The act of hospitality involves warmly and generously welcoming a guest, known or unknown, into your home and allows the stranger to become a friend. As Henri Nouwen describes it: “Hospitality, therefore, means primarily the creation of a free space where the stranger can enter and become a friend instead of an enemy…”
In his Letter to Volunteers in 1997, Pope Saint John Paul II wrote: ‘…I recall the passage in the Book of Genesis which tells of Abraham and the three mysterious guests at the oaks of Mamre (Gen 18:1-10). In the likeness of three passing strangers, the ancient patriarch welcomed God himself. Hospitality finds its fulfilment in Christ, who welcomed our humanity in his divine person, becoming as the liturgy says, “a guest and pilgrim among us.” When we show care and attention to others, we are serving God himself.
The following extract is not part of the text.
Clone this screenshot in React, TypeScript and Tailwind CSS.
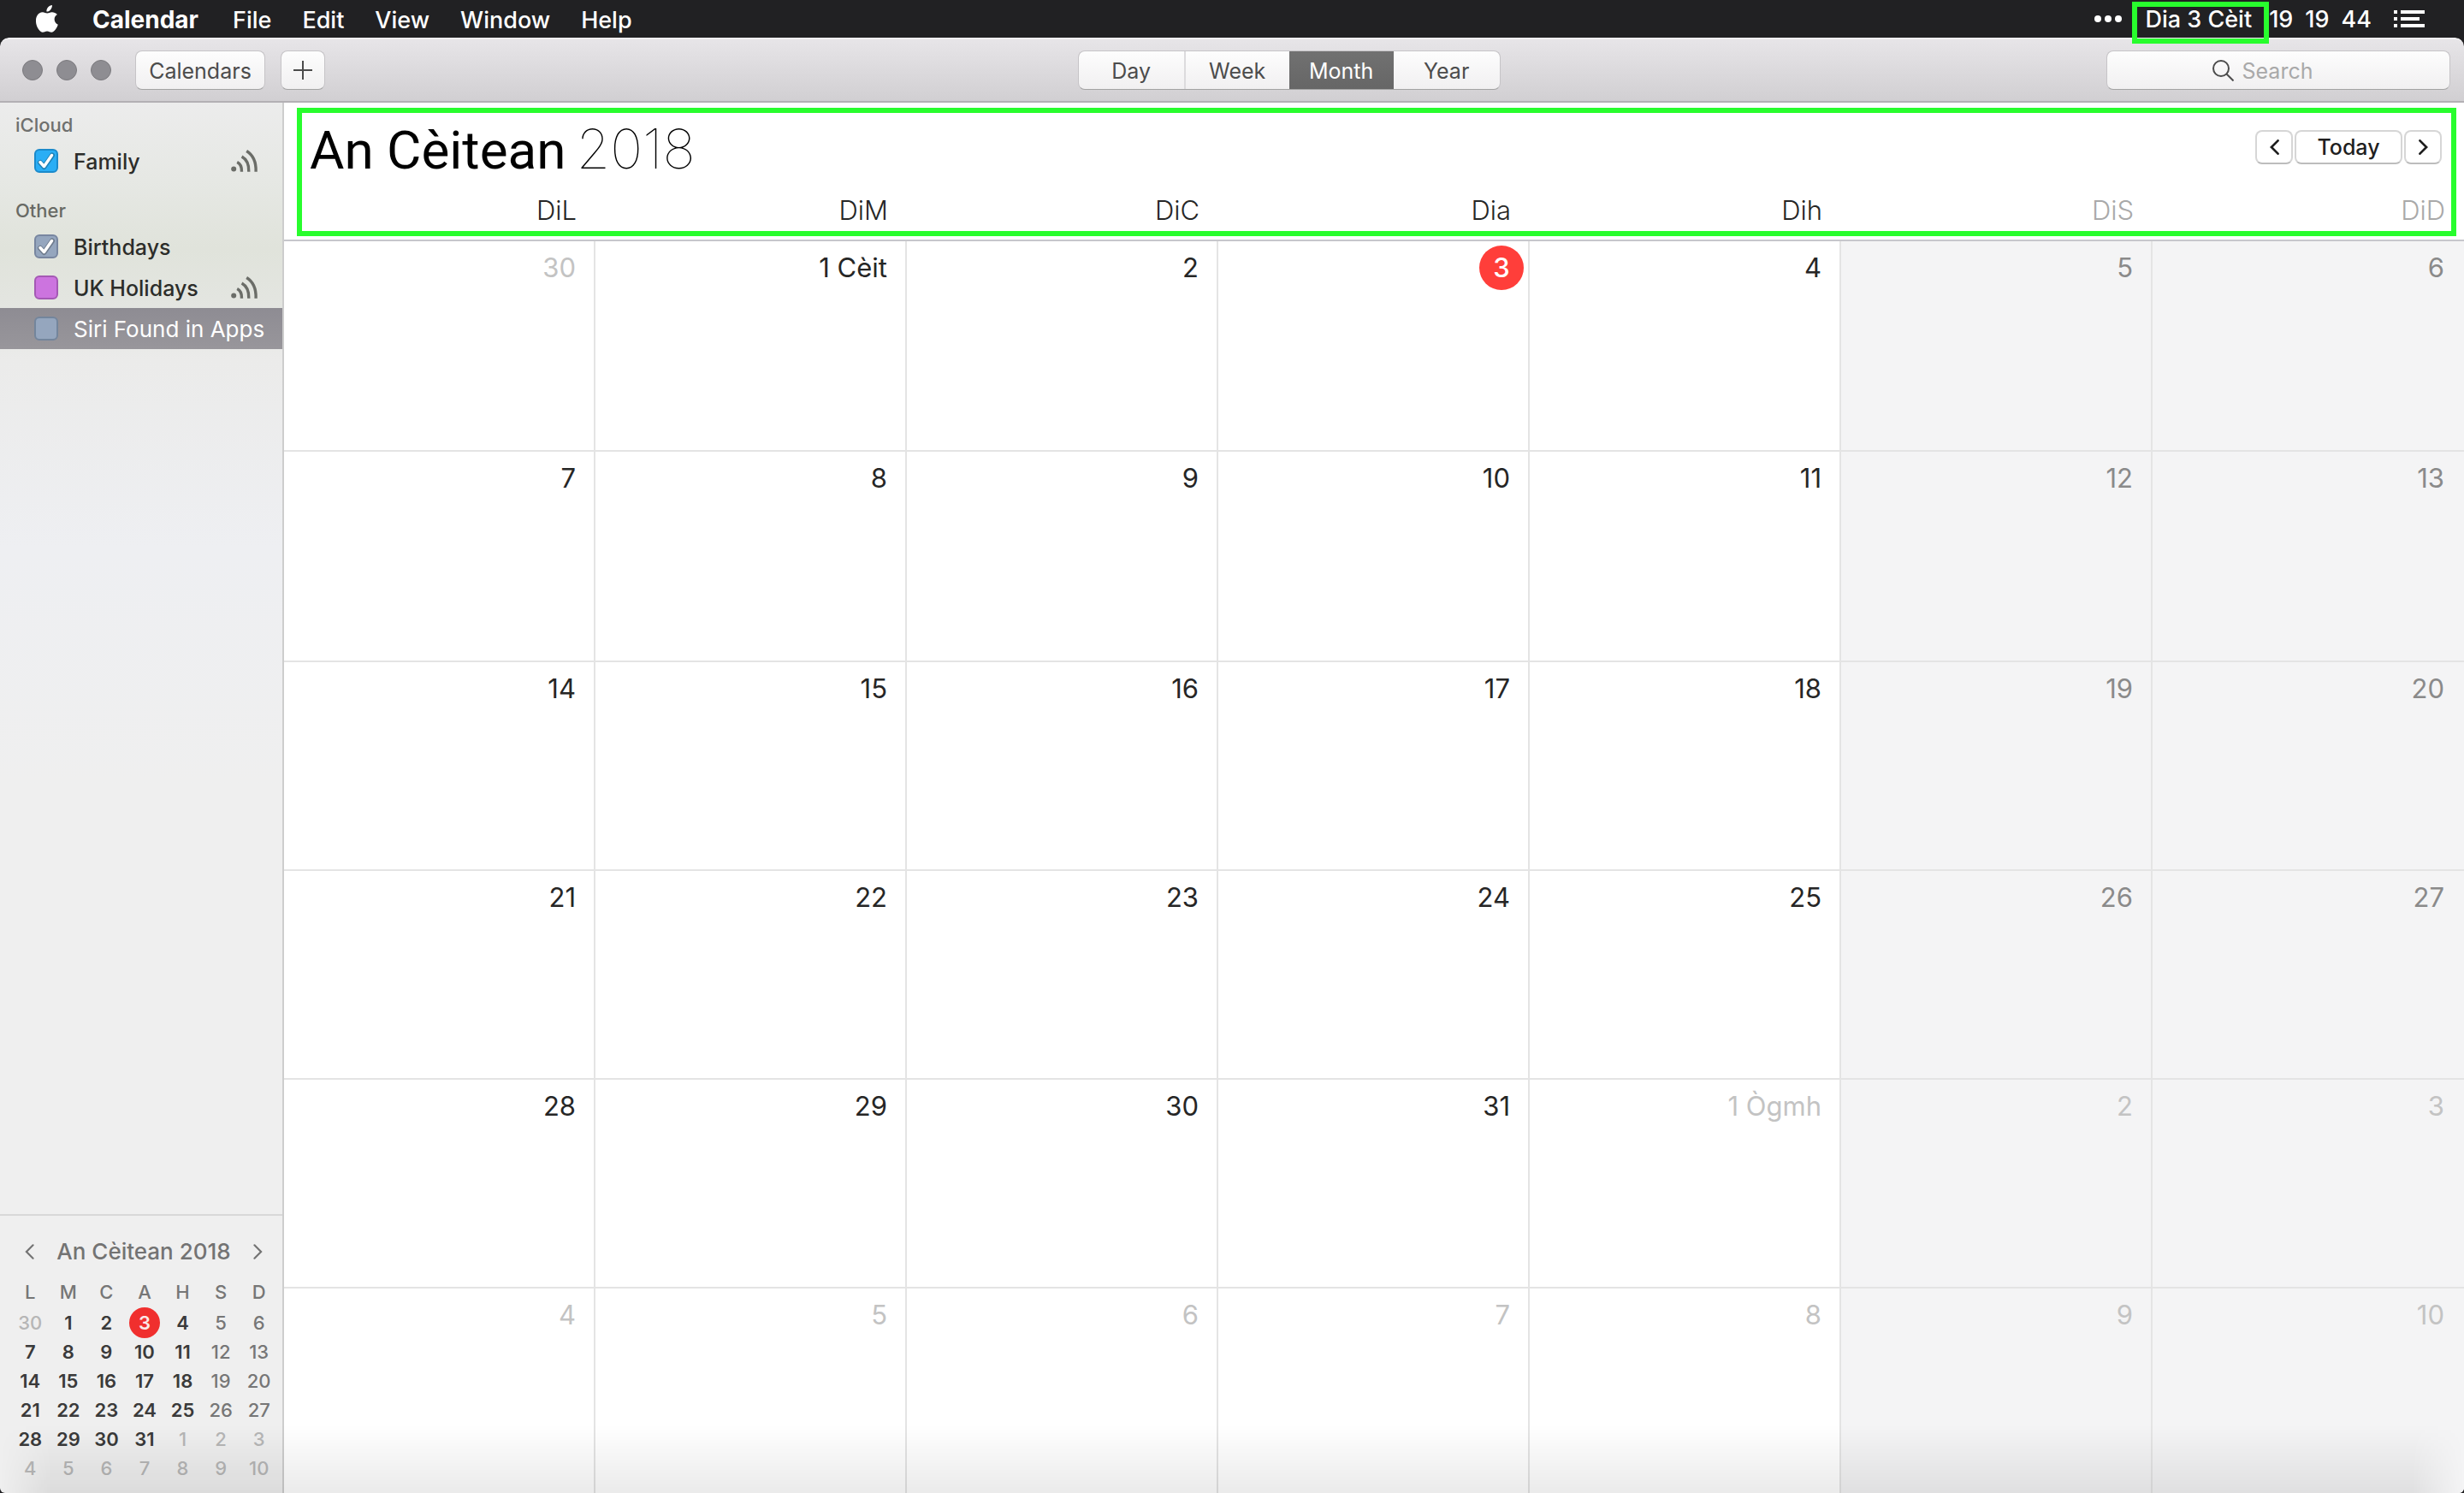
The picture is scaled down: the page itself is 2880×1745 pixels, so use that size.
import React from "react";

type Tone = "normal" | "weekend" | "outside";
type Day = { label: string; n: number; tone: Tone; today: boolean };

const WEEKDAYS = ["DiL", "DiM", "DiC", "Dia", "Dih", "DiS", "DiD"];
const INITIALS = ["L", "M", "C", "A", "H", "S", "D"];

const WEEKS: Day[][] = Array.from({ length: 6 }, (_, w) =>
  Array.from({ length: 7 }, (_, d) => {
    const i = w * 7 + d;
    const n = i === 0 ? 30 : i <= 31 ? i : i - 31;
    const outside = i === 0 || i > 31;
    const label = i === 1 ? "1 Cèit" : i === 32 ? "1 Ògmh" : String(n);
    return { label, n, tone: outside ? "outside" : d > 4 ? "weekend" : "normal", today: i === 3 };
  }),
);

const DAY_TONE: Record<Tone, string> = {
  normal: "text-[#262626]",
  weekend: "text-[#8a8a8a]",
  outside: "text-[#c3c3c3]",
};

const MINI_TONE: Record<Tone, string> = {
  normal: "text-[#3a3a3a]",
  weekend: "text-[#767676]",
  outside: "text-[#b6b6b6]",
};

const RAISED =
  "border border-[#c6c4c7] border-b-[#a3a3a3] bg-linear-to-b from-[#fdfdfd] to-[#f1f0f1] text-[#4c4c4c]";

function AppleLogo() {
  return (
    <svg viewBox="0 0 26 32" className="h-8 w-[26px]" fill="#fff" aria-hidden="true">
      <path d="M18.9 0c.2 1.9-.6 3.800-1.700 5.200-1.200 1.400-3 2.500-4.800 2.300-.2-1.800.7-3.700 1.700-4.900C15.300 1.100 17.300.1 18.900 0z" />
      <path d="M24.900 10.900c-2 1.200-3.300 3.100-3.300 5.600 0 2.900 1.700 5.200 4.200 6.200-.5 1.700-1.300 3.300-2.300 4.800-1.400 2.100-2.900 4.100-5.100 4.200-2.200 0-2.900-1.300-5.300-1.300-2.500 0-3.300 1.300-5.300 1.300-2.200.1-3.800-2.200-5.200-4.200C-.2 23.300-1.200 16 1.700 11.800c1.400-2.200 3.700-3.500 6-3.500 2.300 0 3.700 1.300 5.500 1.300 1.800 0 2.900-1.300 5.600-1.300 2.100 0 4.500 1 6.100 2.600z" />
    </svg>
  );
}

function Chevron({ dir, className }: { dir: "left" | "right"; className: string }) {
  return (
    <svg viewBox="0 0 12 20" className={className} fill="none" stroke="currentColor" aria-hidden="true">
      <path d={dir === "left" ? "M10.500 1.500 2 10l8.500 8.500" : "M1.500 1.500 10 10l-8.500 8.500"} strokeLinecap="round" />
    </svg>
  );
}

function Broadcast() {
  return (
    <svg viewBox="0 0 32 26" className="h-[26px] w-8" fill="none" stroke="#6b6d68" strokeWidth="3.400" aria-hidden="true">
      <circle cx="3.200" cy="22.500" r="3" fill="#6b6d68" stroke="none" />
      <path d="M7.200 14.500c3.200 1.500 5.500 5 5.300 11.200M12.600 8c5.400 3 8.500 9 8.200 17.700M18.200 1.500c7.200 4.400 11.300 13 10.900 24.200" />
    </svg>
  );
}

function MenuBar() {
  return (
    <header className="flex h-11 shrink-0 items-center bg-[#212123] pr-[46px] pl-[42px] text-[27px] leading-8 font-medium text-white">
      <AppleLogo />
      <nav className="flex items-baseline pt-0.5 pl-10">
        <button className="pr-10 text-[28px] font-bold">Calendar</button>
        {["File", "Edit", "View", "Window", "Help"].map((m) => (
          <button key={m} className="pr-9">
            {m}
          </button>
        ))}
      </nav>
      <div className="ml-auto flex items-center">
        <svg viewBox="0 0 32 8" className="h-2 w-8" fill="#fff" aria-hidden="true">
          <circle cx="4" cy="4" r="4" />
          <circle cx="16" cy="4" r="4" />
          <circle cx="28" cy="4" r="4" />
        </svg>
        <div className="flex pt-0.5 pl-7">
          <span className="relative pr-5">
            Dia 3 Cèit
            <span className="absolute -top-[5px] right-0 -left-4 z-10 h-[49px] border-6 border-[#28fd2d]" />
          </span>
          <span className="flex gap-3.5">
            <span>19</span>
            <span>19</span>
            <span>44</span>
          </span>
        </div>
        <svg viewBox="0 0 36 20" className="ml-[26px] h-5 w-9" fill="#fff" aria-hidden="true">
          <path d="M0 0h4v4H0zM8 0h28v4H8zM0 8h4v4H0zM8 8h22v4H8zM0 16h4v4H0zM8 16h28v4H8z" />
        </svg>
      </div>
    </header>
  );
}

function Toolbar() {
  return (
    <div className="grid h-[76px] shrink-0 grid-cols-[10fr_auto_9fr] items-center rounded-t-[10px] border-t-2 border-b-2 border-t-[#f1f0f2] border-b-[#b3b0b4] bg-linear-to-b from-[#e7e5e8] to-[#d1cfd2] pr-4 pl-[26px] text-[25px] leading-8">
      <div className="flex items-center">
        <div className="flex gap-4 pr-7">
          {["Close", "Minimise", "Zoom"].map((l) => (
            <button key={l} aria-label={l} className="size-6 rounded-full border border-[#7b7a7e] bg-[#8e8d92]" />
          ))}
        </div>
        <button className={`h-[46px] w-[152px] rounded-lg pt-0.5 ${RAISED}`}>Calendars</button>
        <button aria-label="Add" className={`ml-[18px] flex h-[46px] w-[52px] items-center justify-center rounded-lg ${RAISED}`}>
          <svg viewBox="0 0 22 22" className="size-[22px]" stroke="currentColor" strokeWidth="2" aria-hidden="true">
            <path d="M11 0v22M0 11h22" />
          </svg>
        </button>
      </div>
      <div className={`flex h-[46px] overflow-hidden rounded-lg ${RAISED}`}>
        <button className="w-[125px] border-r-2 border-[#dcdbdd] pt-0.5">Day</button>
        <button className="w-[121px] pt-0.5">Week</button>
        <button className="w-[122px] bg-linear-to-b from-[#717171] to-[#666666] pt-0.5 text-white">Month</button>
        <button className="w-[124px] pt-0.5">Year</button>
      </div>
      <label className={`ml-auto flex h-[46px] w-[402px] items-center justify-center gap-2.5 rounded-lg pr-2 ${RAISED}`}>
        <svg viewBox="0 0 25 25" className="size-[25px]" fill="none" stroke="currentColor" strokeWidth="2" aria-hidden="true">
          <circle cx="10" cy="10" r="9" />
          <path d="m16.500 16.500 8 8" />
        </svg>
        <input
          type="text"
          role="searchbox"
          placeholder="Search"
          aria-label="Search"
          className="w-[112px] bg-transparent pt-0.5 outline-none placeholder:text-[#a9a9a9]"
        />
      </label>
    </div>
  );
}

function CalendarItem({
  name,
  box,
  checked = false,
  shared = false,
  selected = false,
}: {
  name: string;
  box: string;
  checked?: boolean;
  shared?: boolean;
  selected?: boolean;
}) {
  return (
    <li
      className={
        selected
          ? "flex h-12 items-center bg-linear-to-b from-[#8e8c93] to-[#98969b] pr-7 pl-10 text-[26px] text-white"
          : "flex h-12 items-center pr-7 pl-10 font-medium text-[#2c2d2a]"
      }
    >
      <label className="flex items-center gap-[18px] whitespace-nowrap">
        <span className="grid">
          <input
            type="checkbox"
            defaultChecked={checked}
            className={`peer col-start-1 row-start-1 size-7 appearance-none rounded-md border-2 ${box}`}
          />
          <svg
            viewBox="0 0 28 28"
            className="pointer-events-none invisible col-start-1 row-start-1 size-7 peer-checked:visible"
            fill="none"
            strokeLinecap="round"
            strokeLinejoin="round"
            aria-hidden="true"
          >
            <path d="m7 16 4.500 5L21 7.500" stroke="#00000040" strokeWidth="6" />
            <path d="m7 15.500 4.500 5L20.500 7.500" stroke="#fff" strokeWidth="3.500" />
          </svg>
        </span>
        <span className="pt-0.5">{name}</span>
      </label>
      {shared && (
        <span className="ml-auto">
          <Broadcast />
        </span>
      )}
    </li>
  );
}

function MiniCalendar() {
  return (
    <section className="border-t-2 border-[#d8d8d8] pt-6 pr-[5px] pb-3 pl-[13px]">
      <div className="flex h-9 items-center justify-between pr-[18px] pl-4 text-[#737373]">
        <button aria-label="Previous month">
          <Chevron dir="left" className="h-[18px] w-[11px] stroke-[2.400]" />
        </button>
        <h2 className="text-[26px] leading-9 font-medium">An Cèitean 2018</h2>
        <button aria-label="Next month">
          <Chevron dir="right" className="h-[18px] w-[11px] stroke-[2.400]" />
        </button>
      </div>
      <table className="mt-2.5 w-full table-fixed text-center text-[22px] leading-[34px]">
        <thead>
          <tr className="text-[#767676]">
            {INITIALS.map((d) => (
              <th key={d} className="h-[38px] p-0 font-medium">
                {d}
              </th>
            ))}
          </tr>
        </thead>
        <tbody>
          {WEEKS.map((week, w) => (
            <tr key={w}>
              {week.map((day, d) => (
                <td key={d} className={`h-[34px] p-0 ${day.tone === "normal" ? "font-semibold" : "font-medium"} ${MINI_TONE[day.tone]}`}>
                  {day.today ? (
                    <span className="mx-auto -my-px block size-9 rounded-full bg-[#f02f2e] leading-9 text-[#fbe9e8]">{day.n}</span>
                  ) : (
                    day.n
                  )}
                </td>
              ))}
            </tr>
          ))}
        </tbody>
      </table>
    </section>
  );
}

function Sidebar() {
  return (
    <aside className="flex w-[332px] shrink-0 flex-col border-r-2 border-[#cdcdcd] bg-[linear-gradient(to_bottom,#ececec_0px,#e6e8e4_90px,#e0e3db_170px,#e3e5e0_230px,#ebebea_300px,#eeeff2_520px,#efefef_800px)] text-[25px] leading-8">
      <h2 className="pt-2.5 pl-[18px] text-[22px] font-medium text-[#6f706e]">iCloud</h2>
      <ul className="pt-0.5">
        <CalendarItem name="Family" box="border-[#1b8acb] bg-[#2aaef5]" checked shared />
      </ul>
      <h2 className="pt-[18px] pl-[18px] text-[22px] font-medium text-[#686a65]">Other</h2>
      <ul className="pt-0.5">
        <CalendarItem name="Birthdays" box="border-[#7886a0] bg-[#95a6be]" checked />
        <CalendarItem name="UK Holidays" box="border-[#a459b4] bg-[#cc74df]" shared />
        <CalendarItem name="Siri Found in Apps" box="border-[#73859c] bg-[#95a6be]" selected />
      </ul>
      <div className="flex-1" />
      <MiniCalendar />
    </aside>
  );
}

function MonthView() {
  const nav =
    "flex h-10 items-center justify-center rounded-lg border-2 border-[#d6d6d6] border-b-[#bdbdbd] bg-white text-[#1f1f1f]";
  return (
    <main className="relative flex min-w-0 flex-1 flex-col bg-white">
      <div className="pointer-events-none absolute top-1.5 right-[9px] left-[15px] z-10 h-[150px] border-6 border-[#28fd2d]" />
      <div className="flex h-[100px] items-center justify-between pt-2.5 pr-[26px] pl-[30px]">
        <h1 className="flex items-baseline gap-3 text-[62px] leading-[72px] whitespace-nowrap text-black">
          <span className="font-['Roboto','Inter',sans-serif]">An Cèitean</span>
          <span className="text-[64px] font-thin">2018</span>
        </h1>
        <div className="flex gap-0.5 pb-1.5 text-[25px] leading-8 font-medium">
          <button aria-label="Previous month" className={`w-11 ${nav}`}>
            <Chevron dir="left" className="h-[18px] w-[11px] stroke-[3]" />
          </button>
          <button className={`w-[126px] ${nav}`}>Today</button>
          <button aria-label="Next month" className={`w-11 ${nav}`}>
            <Chevron dir="right" className="h-[18px] w-[11px] stroke-[3]" />
          </button>
        </div>
      </div>
      <table className="flex min-h-0 flex-1 flex-col text-right text-[31px] leading-10">
        <thead className="block">
          <tr className="grid grid-cols-7 border-b-2 border-[#c7c7cc]">
            {WEEKDAYS.map((d, i) => (
              <th
                key={d}
                className={`pt-1.5 pr-[22px] pb-3.5 text-right font-light ${i > 4 ? "text-[#a9a9a9]" : "text-[#262626]"}`}
              >
                {d}
              </th>
            ))}
          </tr>
        </thead>
        <tbody className="grid min-h-0 flex-1 grid-rows-[246fr_246fr_244fr_244fr_244fr_239fr]">
          {WEEKS.map((week, w) => (
            <tr key={w} className="grid grid-cols-7 border-[#e4e4e4] not-last:border-b-2">
              {week.map((day, d) => (
                <td
                  key={d}
                  className={`border-[#e4e4e4] pt-[11px] pr-[21px] not-last:border-r-2 last:pr-[23px] ${d > 4 ? "bg-[#f4f4f5]" : ""} ${DAY_TONE[day.tone]}`}
                >
                  {day.today ? (
                    <span className="-mt-1.5 -mr-4 ml-auto block size-[52px] rounded-full bg-[#ff3e3a] text-center leading-[52px] font-medium text-white">
                      {day.label}
                    </span>
                  ) : (
                    day.label
                  )}
                </td>
              ))}
            </tr>
          ))}
        </tbody>
      </table>
    </main>
  );
}

export default function App() {
  return (
    <div className="flex h-screen flex-col overflow-hidden bg-[#212123] font-['Inter','Liberation_Sans',sans-serif]">
      <MenuBar />
      <div className="relative flex min-h-0 flex-1 flex-col overflow-hidden rounded-t-[10px] rounded-b-[6px]">
        <Toolbar />
        <div className="flex min-h-0 flex-1">
          <Sidebar />
          <MonthView />
        </div>
        <div className="pointer-events-none absolute inset-x-0 bottom-0 h-20 bg-linear-to-b from-transparent to-black/8 [mask-image:linear-gradient(to_right,transparent,black_60px,black_calc(100%-60px),transparent)]" />
      </div>
    </div>
  );
}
Jesus told the apostles as he sent them on their mission: “Whoever receives you receives me and whoever receives me, receives the one who sent me.” (Matthew 10:40)
Hospitality is also about humility. We serve our guests, and we do whatever is necessary in order to make them comfortable. Jesus washed the feet of his disciples before the Last Supper and told them, ‘I have given you a model to follow, so that as I have done for you, you should also do.” (John 13:15)
To carry out this mandate to serve as Jesus served, we simply have to look at the corporal works of mercy and find ways to make them an integral part of our lives. As Pope Saint John Paul II puts it: ‘Welcoming our brothers and sisters with care and willingness must not be limited to extraordinary occasions but must become for all believers a habit of service in their daily lives.’
As Thanksgiving draws near, we could think about generously shopping for items needed by food pantries, planning to provide a Thanksgiving meal for a family in need or inviting somebody who is alone to join us at our own table. Beyond Thanksgiving, though, we should continue with this generosity, so that caring for the needs of others is not only what we do but becomes who we are.